The recent opening of the Port Caribe Shipyard & Marina in San Juan is starting to enhance Puerto Rico’s role in the Caribbean superyacht market. By David Robinson

B+V Port Caribe

The Philippe Starck-designed B+V superyacht ‘A’ at Port Caribe

The recent opening of the Port Caribe Shipyard & Marina in San Juan is starting to notably enhance Puerto Rico’s role in the Caribbean superyacht market. The duo of refurbished facilities brings together a marina area in Old San Juan Harbor and the former Isla Grande US Navy shipyard.

“Since we opened in September we have gradually been building up the business,” Paul Madden, Port Caribe’s principal business developer, told SB. “We actually opened earlier than expected and so far we have had four yachts in the marina and one yacht at the shipyard which was a refit on a 100m (328ft)-plus superyacht.”

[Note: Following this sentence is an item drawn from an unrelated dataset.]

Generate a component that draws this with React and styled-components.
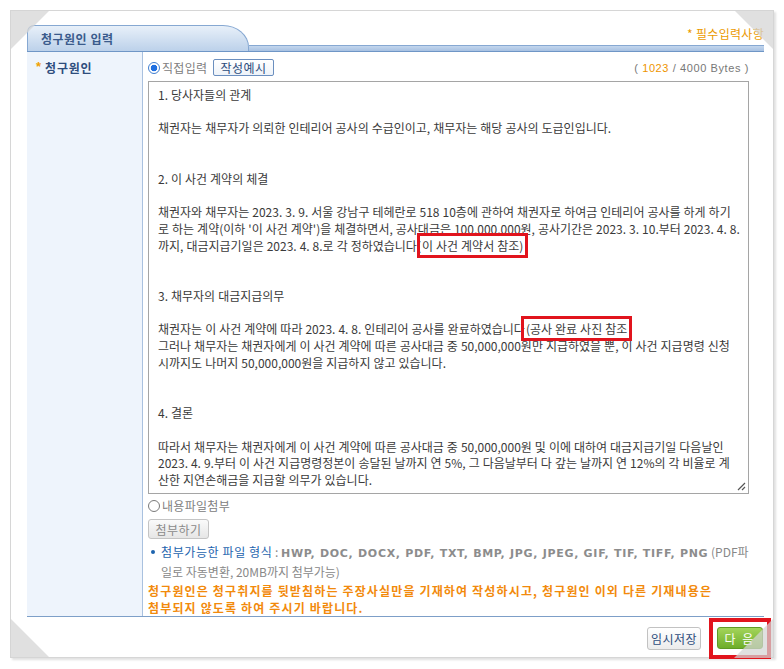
import React from "react";
import styled, { createGlobalStyle } from "styled-components";

const GlobalStyle = createGlobalStyle`
  html, body {
    margin: 0;
    padding: 0;
    background: #ffffff;
  }
  body {
    font-family: "Liberation Sans", "Noto Sans CJK KR", sans-serif;
    font-size: 12px;
    color: #333;
  }
`;

const Page = styled.div`
  padding: 10px 0 0 10px;
  width: 784px;
  height: 669px;
  box-sizing: border-box;
`;

const Frame = styled.div`
  position: relative;
  width: 764px;
  height: 648px;
  box-sizing: border-box;
  border: 1px solid #d6d6d6;
  box-shadow: 2px 2px 2px rgba(0, 0, 0, 0.12);
  padding: 13px 9px 0 16px;
  background: #fff;
`;

const cornerShapes = {
  tl: "top: -1px; left: -1px; clip-path: polygon(0 0, 100% 0, 0 100%);",
  tr: "top: -1px; right: -1px; clip-path: polygon(0 0, 100% 0, 100% 100%);",
  bl: "bottom: -1px; left: -1px; clip-path: polygon(0 0, 100% 100%, 0 100%);",
  br: "bottom: -1px; right: -1px; clip-path: polygon(100% 0, 100% 100%, 0 100%);",
};

const Corner = styled.div`
  position: absolute;
  width: 40px;
  height: 40px;
  background: rgba(212, 212, 212, 0.72);
  z-index: 5;
  ${({ $pos }) => cornerShapes[$pos]}
`;

const Header = styled.div`
  display: flex;
  align-items: flex-end;
  height: 27px;
  border-bottom: 1px solid #6f96c6;
`;

const Tab = styled.div`
  width: 222px;
  height: 26px;
  box-sizing: border-box;
  border: 1px solid #86a8d2;
  border-bottom: none;
  border-radius: 7px 26px 0 0 / 7px 22px 0 0;
  background: linear-gradient(#e8f0f9, #bcd1ea);
  display: flex;
  align-items: center;
  padding-left: 13px;
`;

const TabTitle = styled.span`
  font-family: "Noto Sans CJK KR", sans-serif;
  font-weight: bold;
  font-size: 12px;
  color: #3a5b8c;
  letter-spacing: 0.5px;
`;

const HeaderRight = styled.div`
  flex: 1;
  height: 100%;
  display: flex;
  flex-direction: column;
  justify-content: space-between;
`;

const Required = styled.div`
  text-align: right;
  padding-top: 1px;
  font-family: "Noto Sans CJK KR", sans-serif;
  font-size: 12px;
  color: #eb9a00;
  letter-spacing: 0.3px;
`;

const Strip = styled.div`
  height: 5px;
  border-top: 1px solid #86a8d2;
  background: linear-gradient(#c3d6ed, #a7c1e2);
`;

const Table = styled.div`
  display: flex;
  height: 564px;
  border-bottom: 1px solid #7d9fc8;
`;

const LabelCell = styled.div`
  flex: none;
  width: 116px;
  background: #eef4fc;
  border-right: 1px solid #a9c1df;
  padding: 8px 0 0 9px;
  box-sizing: border-box;
  display: flex;
  align-items: flex-start;
  gap: 4px;
`;

const Star = styled.span`
  color: #f0a000;
  font-weight: bold;
  font-size: 13px;
  line-height: 12px;
  padding-top: 1px;
`;

const LabelText = styled.span`
  font-family: "Noto Sans CJK KR", sans-serif;
  font-weight: bold;
  font-size: 12px;
  color: #2e4d7d;
  letter-spacing: 0.8px;
  line-height: 16px;
`;

const ContentCell = styled.div`
  flex: 1;
  min-width: 0;
  padding: 6px 15px 0 5px;
  display: flex;
  flex-direction: column;
`;

const ToolRow = styled.div`
  display: flex;
  align-items: center;
  height: 20px;
`;

const Radio = styled.span`
  width: 12px;
  height: 12px;
  box-sizing: border-box;
  border-radius: 50%;
  border: 1px solid ${({ $checked }) => ($checked ? "#3f7ed0" : "#7a7a7a")};
  background: ${({ $checked }) =>
    $checked
      ? "radial-gradient(circle, #1f6fe0 0 3px, #fff 3.6px)"
      : "#fff"};
  margin-right: 2px;
  flex: none;
`;

const RadioLabel = styled.span`
  font-family: "Noto Sans CJK KR", sans-serif;
  font-size: 12px;
  color: #808080;
  letter-spacing: 0.3px;
`;

const ExampleButton = styled.button`
  margin-left: 6px;
  height: 17px;
  padding: 0 6px;
  border: 1px solid #6b8fbf;
  border-radius: 2px;
  background: linear-gradient(#ffffff, #eef3f9);
  font-family: "Noto Sans CJK KR", sans-serif;
  font-size: 12px;
  line-height: 14px;
  color: #2c4c7c;
  letter-spacing: 0.5px;
`;

const ByteCount = styled.span`
  margin-left: auto;
  font-family: "Liberation Sans", sans-serif;
  font-size: 11px;
  color: #777;
  white-space: pre;
  letter-spacing: 0.6px;
`;

const Count = styled.span`
  color: #ee9400;
`;

const TextBox = styled.div`
  position: relative;
  min-width: 0;
  margin-top: 3px;
  height: 415px;
  box-sizing: border-box;
  border: 1px solid #a5a5a5;
  padding: 5px 9px 0 9px;
  overflow: hidden;
  font-family: "Noto Sans CJK KR", sans-serif;
  font-size: 12px;
  line-height: 16.75px;
  word-spacing: 0.3px;
  color: #3a3a3a;
`;

const TextLine = styled.div`
  white-space: pre;
  height: 16.75px;
`;

const Mark = styled.span`
  outline: 3px solid #e1141d;
  outline-offset: 1px;
  padding: 0 1px;
`;

const Grip = styled.svg`
  position: absolute;
  right: 2px;
  bottom: 2px;
`;

const AttachRow = styled(ToolRow)`
  margin-top: 2px;
  height: 19px;
`;

const GreyButton = styled.button`
  align-self: flex-start;
  margin-top: 4px;
  height: 20px;
  width: 61px;
  padding: 0;
  border: 1px solid #c4c4c4;
  border-radius: 3px;
  background: linear-gradient(#fafafa, #e6e6e6);
  font-family: "Noto Sans CJK KR", sans-serif;
  font-size: 12px;
  color: #8a8a8a;
  letter-spacing: 0.5px;
`;

const FormatNote = styled.div`
  margin-top: 4px;
  padding-left: 13px;
  position: relative;
  font-family: "Noto Sans CJK KR", sans-serif;
  font-size: 12px;
  line-height: 18px;
  color: #888;
  white-space: nowrap;
  &::before {
    content: "";
    position: absolute;
    left: 3px;
    top: 7px;
    width: 4px;
    height: 4px;
    border-radius: 50%;
    background: #1d64ae;
  }
`;

const Blue = styled.span`
  color: #1d64ae;
  letter-spacing: 0.6px;
`;

const Formats = styled.span`
  font-family: "DejaVu Sans", sans-serif;
  font-weight: bold;
  font-size: 11px;
  color: #8c8c8c;
  letter-spacing: 0.7px;
`;

const Warning = styled.div`
  margin-top: 1px;
  font-family: "Noto Sans CJK KR", sans-serif;
  font-weight: bold;
  font-size: 12px;
  line-height: 17px;
  color: #f28a0c;
  letter-spacing: 1.15px;
  white-space: pre;
`;

const Footer = styled.div`
  display: flex;
  justify-content: flex-end;
  align-items: center;
  gap: 8px;
  padding-top: 1px;
  margin-right: -7px;
`;

const SaveButton = styled.button`
  height: 23px;
  width: 54px;
  padding: 0;
  border: 1px solid #c2c2c2;
  border-radius: 3px;
  background: linear-gradient(#ffffff, #ececec);
  font-family: "Noto Sans CJK KR", sans-serif;
  font-size: 12px;
  color: #2d4c7c;
  letter-spacing: 0.5px;
`;

const RedFrame = styled.span`
  display: inline-flex;
  border: 4px solid #e1141d;
  padding: 5px 4px 6px;
`;

const NextButton = styled.button`
  height: 22px;
  width: 46px;
  padding: 0;
  border: 1px solid #5e9a24;
  border-radius: 3px;
  background: linear-gradient(#a3d45a, #6eae2a);
  font-family: "Noto Sans CJK KR", sans-serif;
  font-size: 12px;
  color: #ffffff;
  letter-spacing: 2px;
`;

const lines = [
  "1. 당사자들의 관계",
  "",
  "채권자는 채무자가 의뢰한 인테리어 공사의 수급인이고, 채무자는 해당 공사의 도급인입니다.",
  "",
  "",
  "2. 이 사건 계약의 체결",
  "",
  "채권자와 채무자는 2023. 3. 9. 서울 강남구 테헤란로 518 10층에 관하여 채권자로 하여금 인테리어 공사를 하게 하기",
  "로 하는 계약(이하 '이 사건 계약')을 체결하면서, 공사대금은 100,000,000원, 공사기간은 2023. 3. 10.부터 2023. 4. 8.",
  ["까지, 대금지급기일은 2023. 4. 8.로 각 정하였습니다(", "이 사건 계약서 참조)", ""],
  "",
  "",
  "3. 채무자의 대금지급의무",
  "",
  ["채권자는 이 사건 계약에 따라 2023. 4. 8. 인테리어 공사를 완료하였습니다", "(공사 완료 사진 참조", ""],
  "그러나 채무자는 채권자에게 이 사건 계약에 따른 공사대금 중 50,000,000원만 지급하였을 뿐, 이 사건 지급명령 신청",
  "시까지도 나머지 50,000,000원을 지급하지 않고 있습니다.",
  "",
  "",
  "4. 결론",
  "",
  "따라서 채무자는 채권자에게 이 사건 계약에 따른 공사대금 중 50,000,000원 및 이에 대하여 대금지급기일 다음날인",
  "2023. 4. 9.부터 이 사건 지급명령정본이 송달된 날까지 연 5%, 그 다음날부터 다 갚는 날까지 연 12%의 각 비율로 계",
  "산한 지연손해금을 지급할 의무가 있습니다.",
];

export default function App() {
  return (
    <Page>
      <GlobalStyle />
      <Frame>
        <Corner $pos="tl" />
        <Corner $pos="tr" />
        <Corner $pos="bl" />
        <Corner $pos="br" />

        <Header>
          <Tab>
            <TabTitle>청구원인 입력</TabTitle>
          </Tab>
          <HeaderRight>
            <Required>* 필수입력사항</Required>
            <Strip />
          </HeaderRight>
        </Header>

        <Table>
          <LabelCell>
            <Star>*</Star>
            <LabelText>청구원인</LabelText>
          </LabelCell>
          <ContentCell>
            <ToolRow>
              <Radio $checked />
              <RadioLabel>직접입력</RadioLabel>
              <ExampleButton>작성예시</ExampleButton>
              <ByteCount>
                {"( "}
                <Count>1023</Count>
                {" / 4000 Bytes )"}
              </ByteCount>
            </ToolRow>

            <TextBox>
              {lines.map((line, i) =>
                Array.isArray(line) ? (
                  <TextLine key={i}>
                    {line[0]}
                    <Mark>{line[1]}</Mark>
                    {line[2]}
                  </TextLine>
                ) : (
                  <TextLine key={i}>{line}</TextLine>
                )
              )}
              <Grip width="9" height="9" viewBox="0 0 9 9">
                <path d="M8 1 L1 8 M8 5 L5 8" stroke="#555" strokeWidth="1.2" />
              </Grip>
            </TextBox>

            <AttachRow>
              <Radio />
              <RadioLabel>내용파일첨부</RadioLabel>
            </AttachRow>
            <GreyButton>첨부하기</GreyButton>

            <FormatNote>
              <Blue>첨부가능한 파일 형식</Blue>
              {" : "}
              <Formats>
                HWP, DOC, DOCX, PDF, TXT, BMP, JPG, JPEG, GIF, TIF, TIFF, PNG
              </Formats>
              {" (PDF파"}
              <br />
              {"일로 자동변환, 20MB까지 첨부가능)"}
            </FormatNote>

            <Warning>
              {"청구원인은 청구취지를 뒷받침하는 주장사실만을 기재하여 작성하시고, 청구원인 이외 다른 기재내용은\n첨부되지 않도록 하여 주시기 바랍니다."}
            </Warning>
          </ContentCell>
        </Table>

        <Footer>
          <SaveButton>임시저장</SaveButton>
          <RedFrame>
            <NextButton>다 음</NextButton>
          </RedFrame>
        </Footer>
      </Frame>
    </Page>
  );
}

When fully operational, the marina area of Port Caribe, located between Piers 6 and 9, will offer over 1,600m (5,000ft)-plus of deep water quays for both alongside and Med stern-to berthing. The stern-to berthing will go up to 110m (361ft) with alongside going as large as required.

The nearby Isla Grande shipyard includes a 200m (660ft) dry dock, 457m (1,500ft) of quay and a 40-acre hard-stand area for working on yachts ashore.

The two facilities were put out to tender in June by the Puerto Rican government and the 50-year concession was won by the Michigan-headquartered Edgewater Resources group, which is a waterfront design, planning and engineering practice.

The concession is held in the name of Edgewater Port Caribe LCC but the project also has a number of local Puerto Rican investors supporting the project. They will fund the planned upland development, which includes a crew facility including a gym, a boutique hotel and retail outlets.

The private investment in Port Caribe amounts to $73m and it is expected to generate an annual $40m economic benefit.

So far only about one-third of the berthing space is available in the marina but more will come on stream in the coming months. In terms of job created, Madden told SB: “On an average day we have 40 to 50 workers in the shipyard and some days up to 90. There are fewer people in the marina.”

He indicated that more jobs will be created as more work comes to the shipyard and more yachts use the marina. A number of future bookings are held for both.

“Our intention,” he added, “is to make Port Caribe the main homeporting base in the Caribbean. We are not against the transient trade of course, but those using Port Caribe to homeport will get the best rates.”